[ Thursday, November 10, 2005 ]
Grain of Salt?
According to some folks
(coincidentally, or not, Kalorama is the Greek word for Buena Vista), "clinical IT" in the healthcare industry is poised for rapid growth. Technology has been a big part of healthcare for at least as long as healthcare has been an industry; think of all the advances in medical care that are specifically technology-related, from imaging to radiation treatment to robotic surgery. And most participants in the healthcare industry are, and have always been, more technology-adaptive than the rest of the population. However, despite this bent toward technology generally, IT applications like EMRs have lagged behind in development (your local Blockbuster video store probably has better customer computer records than your pediatrician), and therefore there's obviously room to grow that business. But have doctors (and other healthcare prime movers) become more likely to adopt technology than they were yesterday? Are there new technologies available that weren't there yesterday, so that doctors who hadn't jumped yet would get up and migrate? If not, why would there be the sudden movement toward clinical IT?
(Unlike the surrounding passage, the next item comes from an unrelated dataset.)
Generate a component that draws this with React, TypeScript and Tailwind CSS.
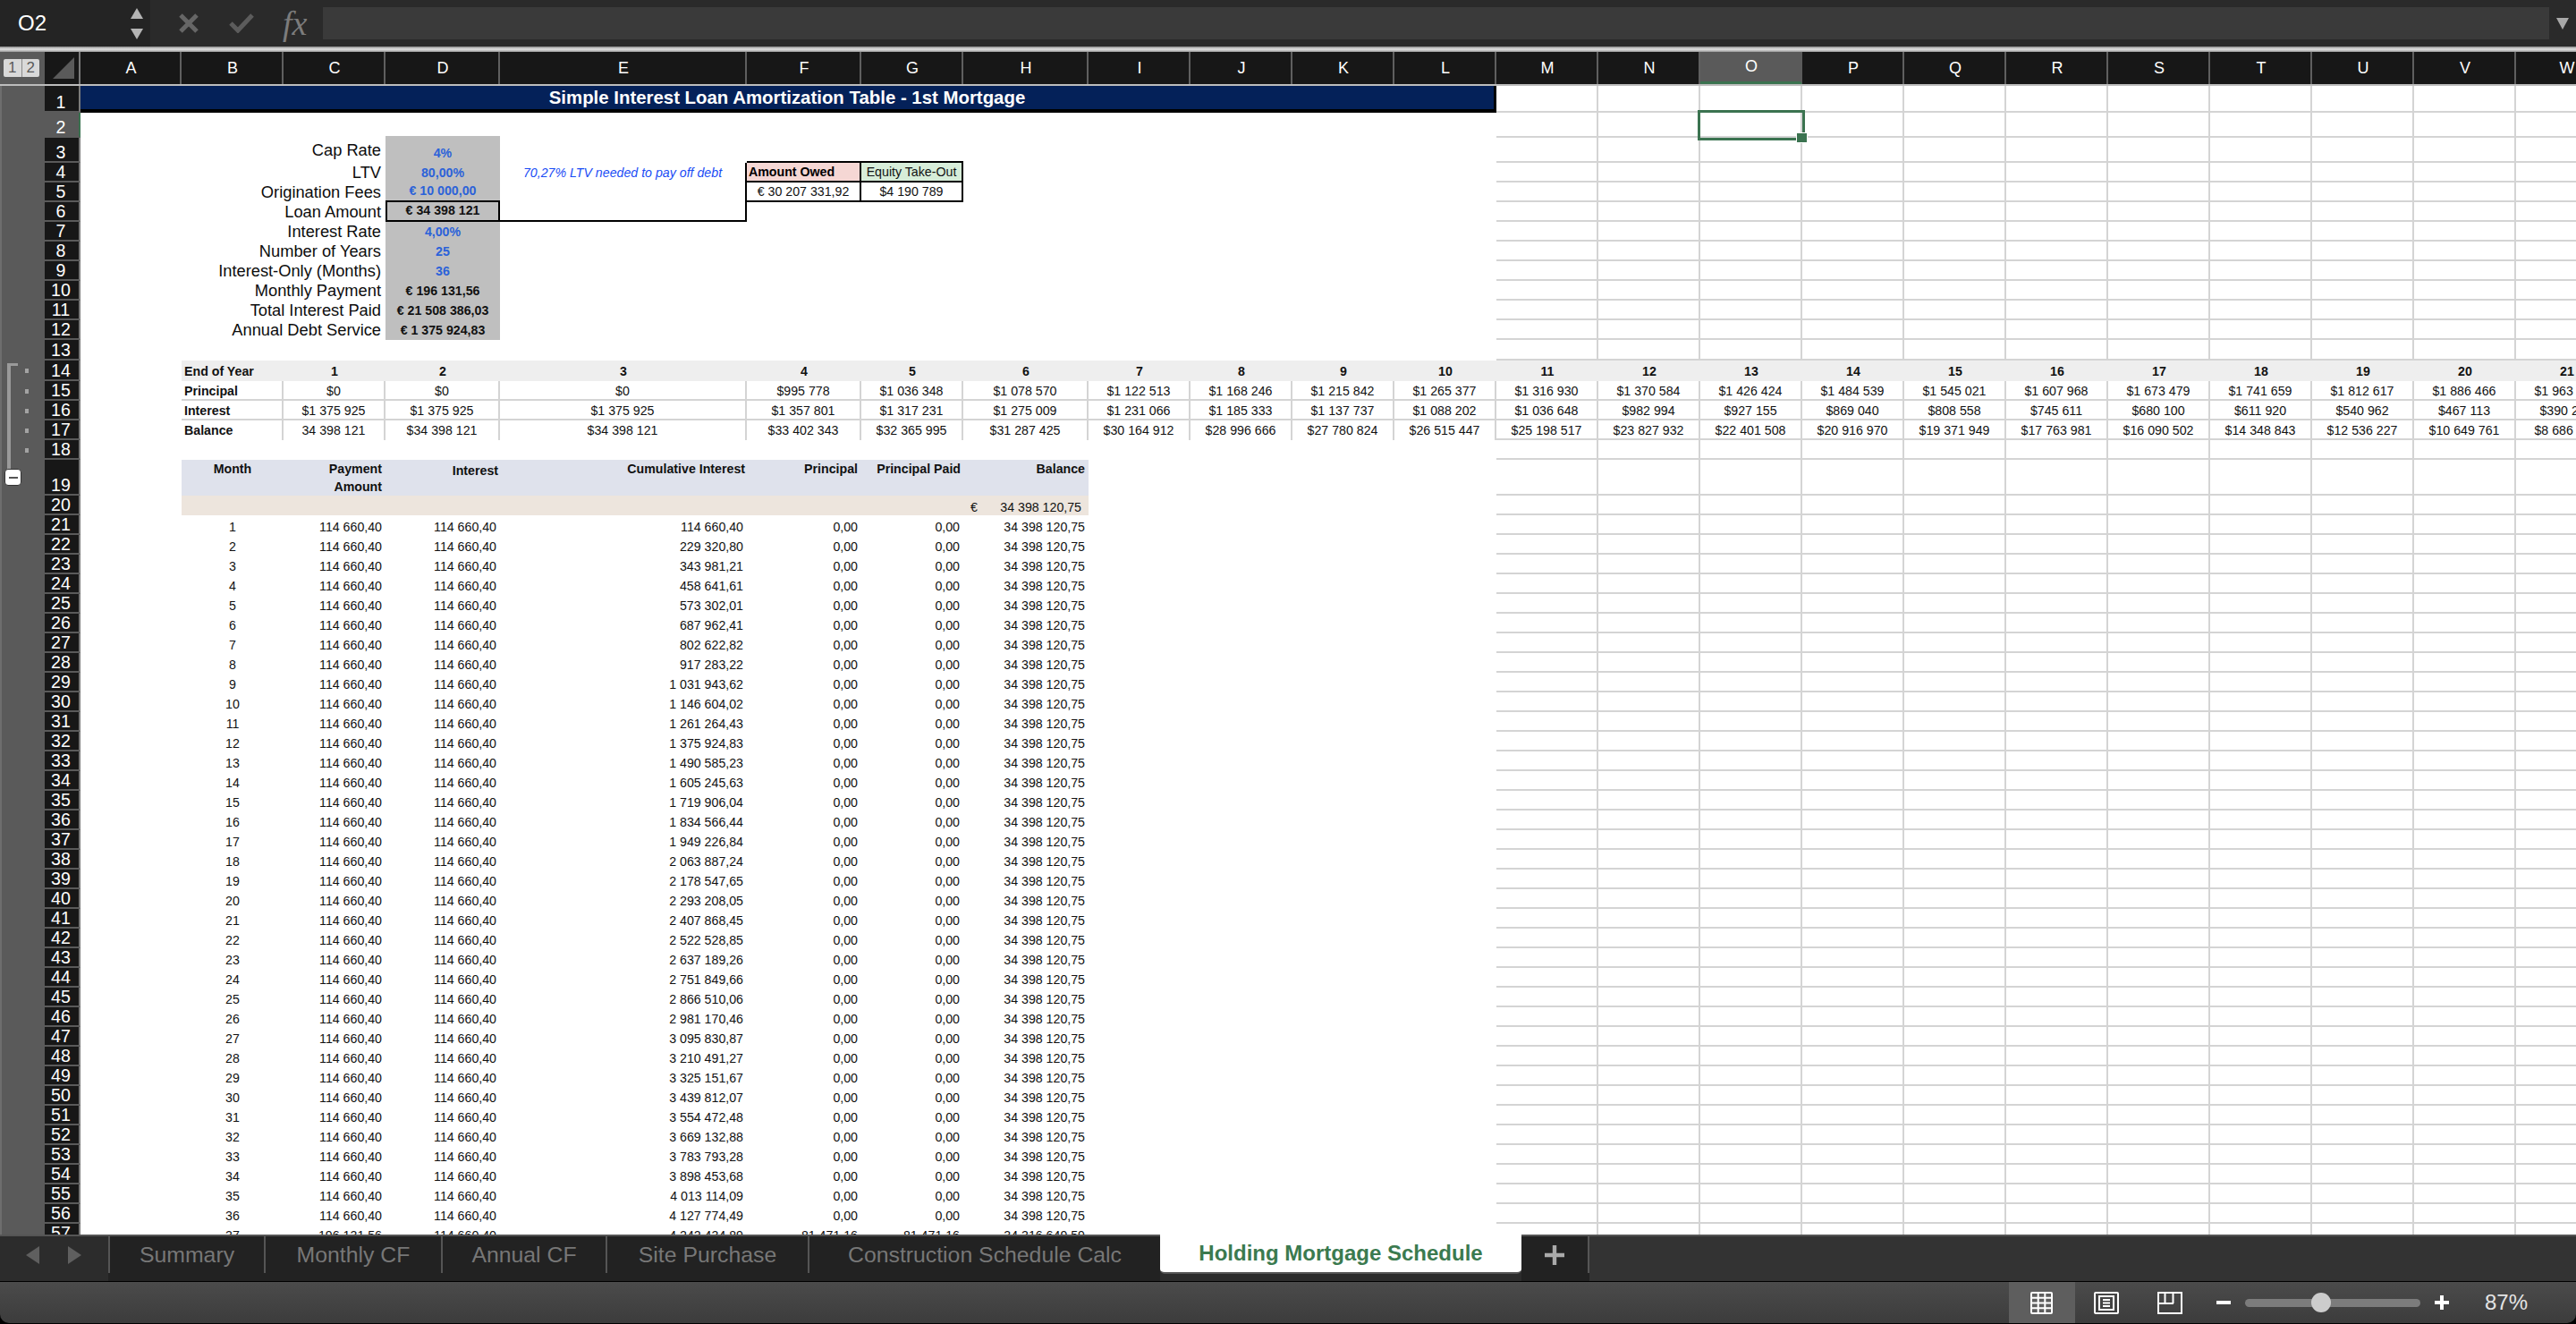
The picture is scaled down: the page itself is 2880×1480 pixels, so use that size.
import type { ReactNode } from 'react'

const GRID =
  'grid grid-rows-1 grid-cols-[113px_114px_114px_128px_276px_128px_114px_140px_114px_114px_114px_114px_114px_114px_114px_114px_114px_114px_114px_114px_114px_114px_114px]'

const COLUMNS = 'ABCDEFGHIJKLMNOPQRSTUVW'.split('')
const COL_WIDTHS = [
  'w-[113px]', 'w-[114px]', 'w-[114px]', 'w-[128px]', 'w-[276px]', 'w-[128px]', 'w-[114px]', 'w-[140px]',
  'w-[114px]', 'w-[114px]', 'w-[114px]', 'w-[114px]', 'w-[114px]', 'w-[114px]', 'w-[114px]', 'w-[114px]',
  'w-[114px]', 'w-[114px]', 'w-[114px]', 'w-[114px]', 'w-[114px]', 'w-[114px]', 'w-[114px]',
]

const LINE = 'border-[#d4d4d4]'

const PRINCIPAL = [
  '$0', '$0', '$0', '$995 778', '$1 036 348', '$1 078 570', '$1 122 513', '$1 168 246', '$1 215 842', '$1 265 377',
  '$1 316 930', '$1 370 584', '$1 426 424', '$1 484 539', '$1 545 021', '$1 607 968', '$1 673 479', '$1 741 659',
  '$1 812 617', '$1 886 466', '$1 963 360',
]
const INTEREST = [
  '$1 375 925', '$1 375 925', '$1 375 925', '$1 357 801', '$1 317 231', '$1 275 009', '$1 231 066', '$1 185 333',
  '$1 137 737', '$1 088 202', '$1 036 648', '$982 994', '$927 155', '$869 040', '$808 558', '$745 611', '$680 100',
  '$611 920', '$540 962', '$467 113', '$390 219',
]
const BALANCE = [
  '34 398 121', '$34 398 121', '$34 398 121', '$33 402 343', '$32 365 995', '$31 287 425', '$30 164 912',
  '$28 996 666', '$27 780 824', '$26 515 447', '$25 198 517', '$23 827 932', '$22 401 508', '$20 916 970',
  '$19 371 949', '$17 763 981', '$16 090 502', '$14 348 843', '$12 536 227', '$10 649 761', '$8 686 401',
]
const CUMULATIVE = [
  '114 660,40', '229 320,80', '343 981,21', '458 641,61', '573 302,01', '687 962,41', '802 622,82', '917 283,22',
  '1 031 943,62', '1 146 604,02', '1 261 264,43', '1 375 924,83', '1 490 585,23', '1 605 245,63', '1 719 906,04',
  '1 834 566,44', '1 949 226,84', '2 063 887,24', '2 178 547,65', '2 293 208,05', '2 407 868,45', '2 522 528,85',
  '2 637 189,26', '2 751 849,66', '2 866 510,06', '2 981 170,46', '3 095 830,87', '3 210 491,27', '3 325 151,67',
  '3 439 812,07', '3 554 472,48', '3 669 132,88', '3 783 793,28', '3 898 453,68', '4 013 114,09', '4 127 774,49',
]

const SUMMARY = [
  { label: 'Cap Rate', value: '4%', blue: true, row: 3 },
  { label: 'LTV', value: '80,00%', blue: true, row: 4 },
  { label: 'Origination Fees', value: '€ 10 000,00', blue: true, row: 5 },
  { label: 'Loan Amount', value: '€ 34 398 121', blue: false, row: 6 },
  { label: 'Interest Rate', value: '4,00%', blue: true, row: 7 },
  { label: 'Number of Years', value: '25', blue: true, row: 8 },
  { label: 'Interest-Only (Months)', value: '36', blue: true, row: 9 },
  { label: 'Monthly Payment', value: '€ 196 131,56', blue: false, row: 10 },
  { label: 'Total Interest Paid', value: '€ 21 508 386,03', blue: false, row: 11 },
  { label: 'Annual Debt Service', value: '€ 1 375 924,83', blue: false, row: 12 },
]

const TABS = [
  { name: 'Summary', width: 'w-[174px]' },
  { name: 'Monthly CF', width: 'w-[198px]' },
  { name: 'Annual CF', width: 'w-[184px]' },
  { name: 'Site Purchase', width: 'w-[226px]' },
  { name: 'Construction Schedule Calc', width: 'w-[394px]' },
]

// empty cells M..W, the only part of the sheet that still shows gridlines
function Gridlines() {
  return (
    <>
      {COLUMNS.slice(12).map((c) => (
        <div key={c} className={`border-r-2 border-b-2 ${LINE}`} />
      ))}
    </>
  )
}

function Row({
  num,
  height,
  dot,
  selected,
  children,
}: {
  num: number
  height: string
  dot?: boolean
  selected?: boolean
  children: ReactNode
}) {
  return (
    <div className={`flex shrink-0 ${height}`}>
      <div className="w-[50px] shrink-0 flex items-center justify-end pr-[18px] bg-[#5a5a5a] border-l-2 border-[#6e6e6e]">
        {dot && <div className="w-[4px] h-[5px] bg-[#a3a3a3]" />}
      </div>
      <div
        className={`w-[40px] shrink-0 flex items-end justify-center pr-[2px] border-b-2 border-r-2 border-b-[#5a5a5a] text-white text-[19.6px] leading-[20px] ${
          selected ? 'bg-[#5a5a5a] border-r-[#3b7350]' : 'bg-[#171717] border-r-[#7a7a7a]'
        }`}
      >
        {num}
      </div>
      <div className={`${GRID} flex-1 bg-white text-[#111] text-[14.2px] whitespace-nowrap`}>{children}</div>
    </div>
  )
}

function MonthCells({ values }: { values: string[] }) {
  return (
    <>
      <div />
      <div className="text-center self-end leading-[18px]">{values[0]}</div>
      {values.slice(1).map((v, i) => (
        <div key={i} className="text-right self-end leading-[18px] pr-1">
          {v}
        </div>
      ))}
      <div />
      <div />
      <div />
      <div />
      <Gridlines />
    </>
  )
}

function YearRow({ num, label, values, last }: { num: number; label: string; values: string[]; last?: boolean }) {
  return (
    <Row num={num} height="h-[22px]" dot>
      <div />
      <div className={`pl-[3px] font-bold leading-[22px] border-r-2 ${LINE} ${last ? '' : 'border-b-2'}`}>{label}</div>
      {values.map((v, i) => (
        <div
          key={i}
          className={`text-center leading-[22px] border-r-2 ${LINE} ${last && i < 10 ? '' : 'border-b-2'}`}
        >
          {v}
        </div>
      ))}
    </Row>
  )
}

function SummaryRow({ row }: { row: (typeof SUMMARY)[number] }) {
  const isLoan = row.row === 6
  return (
    <Row num={row.row} height={row.row === 3 ? 'h-[28px]' : 'h-[22px]'}>
      <div />
      <div className="col-span-2 text-right pr-[5px] text-[18.3px] text-[#0d0d0d] self-center leading-[22px]">
        {row.label}
      </div>
      <div
        className={`bg-[#bfbfbf] text-center font-bold self-stretch flex items-end justify-center leading-[22px] ${
          row.blue ? 'text-[#2b62d9]' : 'text-[#111]'
        } ${isLoan ? 'border-2 border-t-0 border-black' : ''} ${row.row === 5 ? 'border-b-2 border-black' : ''}`}
      >
        {row.value}
      </div>
      {row.row === 3 ? (
        <>
          <div />
          <div className="border-b-2 border-black" />
          <div className="border-b-2 border-black" />
        </>
      ) : row.row === 4 ? (
        <>
          <div className="text-center italic text-[#1a4cf5] border-r-2 border-black leading-[22px]">
            70,27% LTV needed to pay off debt
          </div>
          <div className="bg-[#f5d7d4] font-bold text-black pl-[2px] border-r-2 border-b-2 border-black leading-[20px]">
            Amount Owed
          </div>
          <div className="bg-[#d7edd9] text-center border-r-2 border-b-2 border-black leading-[20px]">
            Equity Take-Out
          </div>
        </>
      ) : row.row === 5 ? (
        <>
          <div className="border-r-2 border-black" />
          <div className="text-center border-r-2 border-b-2 border-black leading-[20px]">€ 30 207 331,92</div>
          <div className="text-center border-r-2 border-b-2 border-black leading-[20px]">$4 190 789</div>
        </>
      ) : isLoan ? (
        <>
          <div className="border-r-2 border-b-2 border-black" />
          <div />
          <div />
        </>
      ) : (
        <>
          <div />
          <div />
          <div />
        </>
      )}
      <div />
      <div />
      <div />
      <div />
      <div />
      <Gridlines />
    </Row>
  )
}

function Triangle({ dir, className }: { dir: 'up' | 'down' | 'left' | 'right'; className: string }) {
  const pts = { up: '7,0 14,14 0,14', down: '0,0 14,0 7,14', left: '14,0 14,14 0,7', right: '0,0 14,7 0,14' }[dir]
  return (
    <svg viewBox="0 0 14 14" preserveAspectRatio="none" className={className}>
      <polygon points={pts} fill="currentColor" />
    </svg>
  )
}

function FormulaBar() {
  return (
    <div className="h-[52px] shrink-0 flex bg-[#2a2a2a]">
      <div className="w-[168px] shrink-0 flex items-center justify-between pl-[20px] pr-[8px] bg-[#242424] text-white text-[24px]">
        <span>O2</span>
        <div className="flex flex-col gap-[11px] text-[#b4b4b4]">
          <Triangle dir="up" className="w-[14px] h-[12px]" />
          <Triangle dir="down" className="w-[14px] h-[12px]" />
        </div>
      </div>
      <div className="w-[193px] shrink-0 flex items-center">
        <svg viewBox="0 0 22 22" className="ml-[32px] w-[22px] h-[22px] text-[#666]">
          <path d="M2 2 L20 20 M20 2 L2 20" stroke="currentColor" strokeWidth="5" />
        </svg>
        <svg viewBox="0 0 28 22" className="ml-[34px] w-[28px] h-[22px] text-[#5c5c5c]">
          <path d="M2 11 L10 19 L26 2" stroke="currentColor" strokeWidth="5" fill="none" />
        </svg>
        <span className="ml-[32px] text-[38px] leading-none italic text-[#7c7c7c] font-['Liberation_Serif',serif]">fx</span>
      </div>
      <div className="flex-1 my-[8px] bg-[#3a3a3a]" />
      <div className="w-[30px] shrink-0 flex items-center justify-center text-[#a8a8a8]">
        <Triangle dir="down" className="w-[14px] h-[13px]" />
      </div>
    </div>
  )
}

function ColumnHeaders() {
  return (
    <div className="flex h-[38px] shrink-0 border-b-2 border-[#bdbdbd]">
      <div className="w-[50px] shrink-0 bg-[#5a5a5a] flex items-center pl-[4px]">
        <div className="flex w-[40px] h-[20px] bg-[#d9d9d9] rounded-[2px] text-[#5a5a5a] text-[17px] leading-[20px] text-center">
          <span className="flex-1 border-r border-[#8a8a8a]">1</span>
          <span className="flex-1">2</span>
        </div>
      </div>
      <div className="w-[40px] shrink-0 bg-[#171717] flex items-center justify-end pr-[5px] border-r-2 border-[#7a7a7a]">
        <svg viewBox="0 0 24 24" className="w-[24px] h-[24px]">
          <polygon points="24,0 24,24 0,24" fill="#5a5a5a" />
        </svg>
      </div>
      {COLUMNS.map((c, i) => (
        <div
          key={c}
          className={`${COL_WIDTHS[i]} shrink-0 flex items-center justify-center pl-[2px] text-white text-[18px] border-r-2 ${
            c === 'O' ? 'bg-[#5a5a5a] border-b-[3px] border-b-[#3b7350] border-r-[#5a5a5a]' : 'bg-[#171717] border-r-[#5f5f5f]'
          }`}
        >
          {c}
        </div>
      ))}
    </div>
  )
}

function Sheet() {
  return (
    <div className="relative flex-1 min-h-0 overflow-hidden flex flex-col">
      <Row num={1} height="h-[30px]">
        <div className="col-span-12 bg-[#042159] border-r-[3px] border-b-[4px] border-black text-white font-bold text-[20.4px] text-center leading-[26px]">
          Simple Interest Loan Amortization Table - 1st Mortgage
        </div>
        <Gridlines />
      </Row>

      <Row num={2} height="h-[28px]" selected>
        <div />
        <div />
        <div />
        <div className="self-end h-[2px] bg-[#bfbfbf]" />
        <div className="col-span-8" />
        {COLUMNS.slice(12).map((c) =>
          c === 'O' ? (
            <div key={c} className={`relative border-r-2 border-b-2 ${LINE}`}>
              <div className="absolute -left-[3px] -top-[3px] w-[120px] h-[34px] border-[3px] border-[#3b7350]" />
              <div className="absolute left-[107px] top-[22px] w-[13px] h-[12px] bg-[#3b7350] border border-white" />
            </div>
          ) : (
            <div key={c} className={`border-r-2 border-b-2 ${LINE}`} />
          )
        )}
      </Row>

      {SUMMARY.map((s) => (
        <SummaryRow key={s.row} row={s} />
      ))}

      <Row num={13} height="h-[23px]">
        <div className="col-span-12" />
        <Gridlines />
      </Row>

      <Row num={14} height="h-[23px]" dot>
        <div />
        <div className="bg-[#eeeeee] pl-[3px] font-bold leading-[24px]">End of Year</div>
        {PRINCIPAL.map((_, i) => (
          <div key={i} className="bg-[#eeeeee] text-center font-bold leading-[24px]">
            {i + 1}
          </div>
        ))}
      </Row>
      <YearRow num={15} label="Principal" values={PRINCIPAL} />
      <YearRow num={16} label="Interest" values={INTEREST} />
      <YearRow num={17} label="Balance" values={BALANCE} last />

      <Row num={18} height="h-[22px]" dot>
        <div className="col-span-12" />
        <Gridlines />
      </Row>

      <Row num={19} height="h-[40px]">
        <div />
        <div className="bg-[#dfe2ec] font-bold text-center leading-[20px]">Month</div>
        <div className="bg-[#dfe2ec] font-bold text-right pr-[4px] leading-[20px]">
          Payment
          <br />
          Amount
        </div>
        <div className="bg-[#dfe2ec] font-bold text-right pr-[2px] pt-[2px] leading-[20px]">Interest</div>
        <div className="bg-[#dfe2ec] font-bold text-right pr-[2px] leading-[20px]">Cumulative Interest</div>
        <div className="bg-[#dfe2ec] font-bold text-right pr-1 leading-[20px]">Principal</div>
        <div className="bg-[#dfe2ec] font-bold text-right pr-[3px] leading-[20px]">Principal Paid</div>
        <div className="bg-[#dfe2ec] font-bold text-right pr-1 leading-[20px]">Balance</div>
        <div />
        <div />
        <div />
        <div />
        <Gridlines />
      </Row>

      <Row num={20} height="h-[22px]">
        <div />
        <div className="col-span-6 bg-[#ede5dd]" />
        <div className="bg-[#ede5dd] flex justify-between items-end pl-[8px] pr-[8px] leading-[18px]">
          <span>€</span>
          <span>34 398 120,75</span>
        </div>
        <div />
        <div />
        <div />
        <div />
        <Gridlines />
      </Row>

      {CUMULATIVE.map((cum, i) => (
        <Row key={i} num={21 + i} height="h-[22px]">
          <MonthCells values={[String(i + 1), '114 660,40', '114 660,40', cum, '0,00', '0,00', '34 398 120,75']} />
        </Row>
      ))}
      <Row num={57} height="h-[22px]">
        <MonthCells values={['37', '196 131,56', '114 660,40', '4 242 434,89', '81 471,16', '81 471,16', '34 316 649,59']} />
      </Row>

      {/* outline bracket for the grouped rows 14-18 */}
      <div className="absolute left-[8px] top-[310px] w-[4px] h-[120px] bg-[#9a9a9a]" />
      <div className="absolute left-[8px] top-[310px] w-[12px] h-[3px] bg-[#9a9a9a]" />
      <div className="absolute left-[5px] top-[428px] w-[19px] h-[19px] rounded-[4px] bg-white border border-[#333] flex items-center justify-center">
        <div className="w-[10px] h-[2px] bg-[#555]" />
      </div>
    </div>
  )
}

function TabBar() {
  return (
    <div className="h-[52px] shrink-0 flex bg-[#333333] text-[24px]">
      <div className="w-[121px] shrink-0 flex items-center gap-[32px] pl-[29px] pb-[9px] bg-[#2c2c2c] border-t-2 border-[#555]">
        <Triangle dir="left" className="w-[15px] h-[20px] text-[#5f5f5f]" />
        <Triangle dir="right" className="w-[15px] h-[20px] text-[#5f5f5f]" />
      </div>
      {TABS.map((t) => (
        <div key={t.name} className={`${t.width} shrink-0 border-t-2 border-[#555] bg-[#222222] flex flex-col`}>
          <div className="h-[41px] flex items-center justify-center text-[24.8px] text-[#777777] border-l-2 border-[#555]">
            {t.name}
          </div>
        </div>
      ))}
      <div className="w-[404px] shrink-0 bg-[#2c2c2c] flex flex-col">
        <div className="h-[44px] bg-white rounded-b-[5px] border-b-2 border-[#555] flex items-center justify-center font-bold text-[#3b7a4f]">
          Holding Mortgage Schedule
        </div>
      </div>
      <div className="w-[76px] shrink-0 border-t-2 border-[#555] bg-[#222222]">
        <div className="h-[41px] flex items-center justify-center border-r-2 border-[#555]">
          <svg viewBox="0 0 20 20" className="w-[22px] h-[22px] text-[#aaa]">
            <path d="M10 0 V20 M0 10 H20" stroke="currentColor" strokeWidth="4" />
          </svg>
        </div>
      </div>
      <div className="flex-1 border-t-2 border-[#555]" />
    </div>
  )
}

function StatusBar() {
  return (
    <div className="h-[48px] shrink-0 bg-black">
      <div className="h-[46px] mt-[1px] rounded-b-[10px] bg-linear-to-b from-[#4b4b4b] to-[#3c3c3c] flex items-center justify-end">
        <div className="w-[74px] h-full flex items-center justify-center bg-[#5e5e5e]">
          <svg viewBox="0 0 25 25" className="w-[25px] h-[25px] text-white" fill="none" stroke="currentColor" strokeWidth="2">
            <rect x="1" y="1" width="23" height="23" rx="1" />
            <path d="M8.7 1 V24 M16.3 1 V24 M1 6.7 H24 M1 12.5 H24 M1 18.3 H24" />
          </svg>
        </div>
        <svg viewBox="0 0 28 25" className="w-[28px] h-[25px] ml-[21px] text-white" fill="none" stroke="currentColor" strokeWidth="2">
          <rect x="1" y="1" width="26" height="23" rx="1" />
          <rect x="6" y="5" width="16" height="15" />
          <path d="M10 9 H18 M10 12.5 H18 M10 16 H18" />
        </svg>
        <svg viewBox="0 0 28 25" className="w-[28px] h-[25px] ml-[43px] text-white mr-[38px]" fill="none" stroke="currentColor" strokeWidth="2">
          <rect x="1" y="1" width="26" height="23" />
          <path d="M8.5 1 V13 M17.5 1 V13 M1 13 H18" />
        </svg>
        <div className="w-[16px] h-[4px] bg-white" />
        <div className="relative w-[196px] h-[9px] ml-[16px] rounded-full bg-[#7c7c7c]">
          <div className="absolute left-[74px] -top-[7px] w-[22px] h-[22px] rounded-full bg-[#cccccc]" />
        </div>
        <svg viewBox="0 0 16 16" className="w-[16px] h-[16px] ml-[16px] text-white">
          <path d="M8 0 V16 M0 8 H16" stroke="currentColor" strokeWidth="4" />
        </svg>
        <span className="ml-[40px] mr-[54px] text-[24px] text-[#e4e4e4]">87%</span>
      </div>
    </div>
  )
}

export default function App() {
  return (
    <div className="w-[2880px] h-[1480px] overflow-hidden flex flex-col bg-black font-['Liberation_Sans',sans-serif]">
      <FormulaBar />
      <div className="h-[6px] shrink-0 bg-linear-to-b from-[#8a8a8a] via-[#e4e4e4] to-[#9a9a9a]" />
      <ColumnHeaders />
      <Sheet />
      <TabBar />
      <StatusBar />
    </div>
  )
}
I believe that the answer is a definite "maybe." CMS has increased the likelihood of the use of electronic information by pushing electronic filing for Medicare claims by all but the smallest of providers. HIPAA has increased the likelihood of the use of technology by pushing the standardization of EDI. HHS has increased the likelihood of the use of technology (at least of EMRs) by pushing Vista. And the Bush Administration generally has been pushing technology by the appointment of Dr. Brailer and the establishment of the healthcare information technology "Community."
Taken individually, one could argue against the transformative value of any of these actions. CMS' efforts would do no more than getting people to use email rather than faxes. HIPAA looked like it could be a tipping point, but it's been out there for years and the rock hasn't budged (probably because HIPAA caused lots of trouble on the privacy and security side, which may have even detracted from EDI development on the transactions side). Vista's availability might do more harm to the development of EMRs than help, particularly if it leads to the "VHS effect" (where the better technology, Sony's "beta" format, was supplanted by the VHS format for video cassettes due to the exagerrated market force of the multiple VHS format users). The impact of Dr. Brailer (for whom I have the deepest admiration) and the Community is yet to be seen.
However, perhaps there will be a cumulative effect of all these efforts, and a quantum leap in clinical IT is possible. If it happens, I won't be surprised; if it doesn't, I won't be surprised either.